### Problem:
Provide a single number: the count of lines containing the string "components".

### Data excerpt:
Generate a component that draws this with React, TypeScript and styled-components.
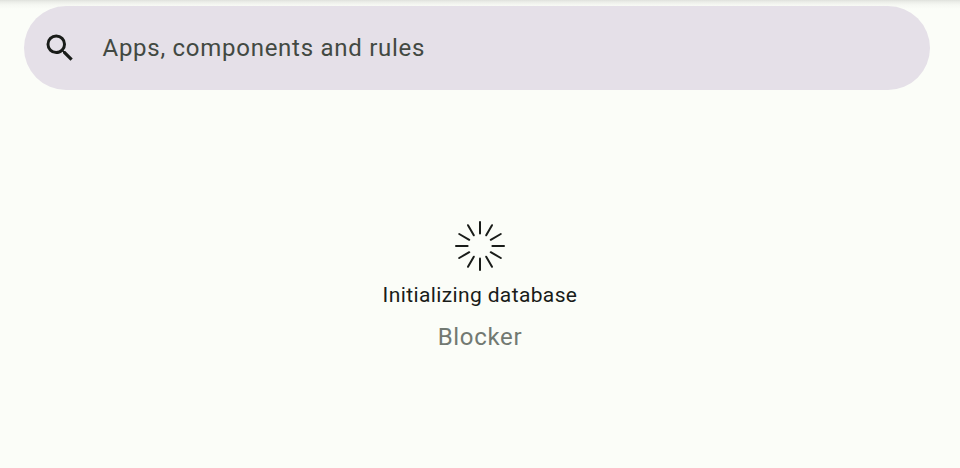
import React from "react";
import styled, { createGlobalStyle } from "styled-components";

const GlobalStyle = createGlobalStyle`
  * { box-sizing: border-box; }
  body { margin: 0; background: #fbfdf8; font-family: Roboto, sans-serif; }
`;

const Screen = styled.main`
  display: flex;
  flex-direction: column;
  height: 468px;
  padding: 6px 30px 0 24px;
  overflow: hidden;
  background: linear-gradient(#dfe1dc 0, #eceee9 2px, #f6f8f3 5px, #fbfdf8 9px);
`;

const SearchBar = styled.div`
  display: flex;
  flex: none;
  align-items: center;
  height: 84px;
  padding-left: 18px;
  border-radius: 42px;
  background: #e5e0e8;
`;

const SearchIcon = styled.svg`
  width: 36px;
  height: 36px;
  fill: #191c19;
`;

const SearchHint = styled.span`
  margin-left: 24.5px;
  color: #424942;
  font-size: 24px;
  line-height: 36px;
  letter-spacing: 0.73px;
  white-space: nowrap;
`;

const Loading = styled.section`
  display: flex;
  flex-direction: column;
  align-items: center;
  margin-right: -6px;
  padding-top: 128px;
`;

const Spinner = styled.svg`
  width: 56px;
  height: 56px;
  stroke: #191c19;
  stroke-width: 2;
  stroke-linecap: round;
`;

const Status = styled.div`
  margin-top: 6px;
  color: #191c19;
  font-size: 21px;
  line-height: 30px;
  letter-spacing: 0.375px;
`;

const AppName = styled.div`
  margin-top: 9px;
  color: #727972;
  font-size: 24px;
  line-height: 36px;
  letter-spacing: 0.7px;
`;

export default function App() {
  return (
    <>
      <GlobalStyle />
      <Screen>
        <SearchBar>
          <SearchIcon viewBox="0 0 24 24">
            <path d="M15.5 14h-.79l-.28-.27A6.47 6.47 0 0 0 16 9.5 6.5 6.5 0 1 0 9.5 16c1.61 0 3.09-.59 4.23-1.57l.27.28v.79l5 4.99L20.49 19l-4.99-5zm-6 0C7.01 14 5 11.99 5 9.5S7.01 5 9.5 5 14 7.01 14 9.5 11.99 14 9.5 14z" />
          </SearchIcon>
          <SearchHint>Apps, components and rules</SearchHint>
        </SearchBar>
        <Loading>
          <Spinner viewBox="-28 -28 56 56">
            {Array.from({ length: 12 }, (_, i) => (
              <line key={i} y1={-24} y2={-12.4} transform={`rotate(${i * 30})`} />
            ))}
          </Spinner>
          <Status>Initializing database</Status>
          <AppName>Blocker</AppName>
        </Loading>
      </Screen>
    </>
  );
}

### Worked solution:
3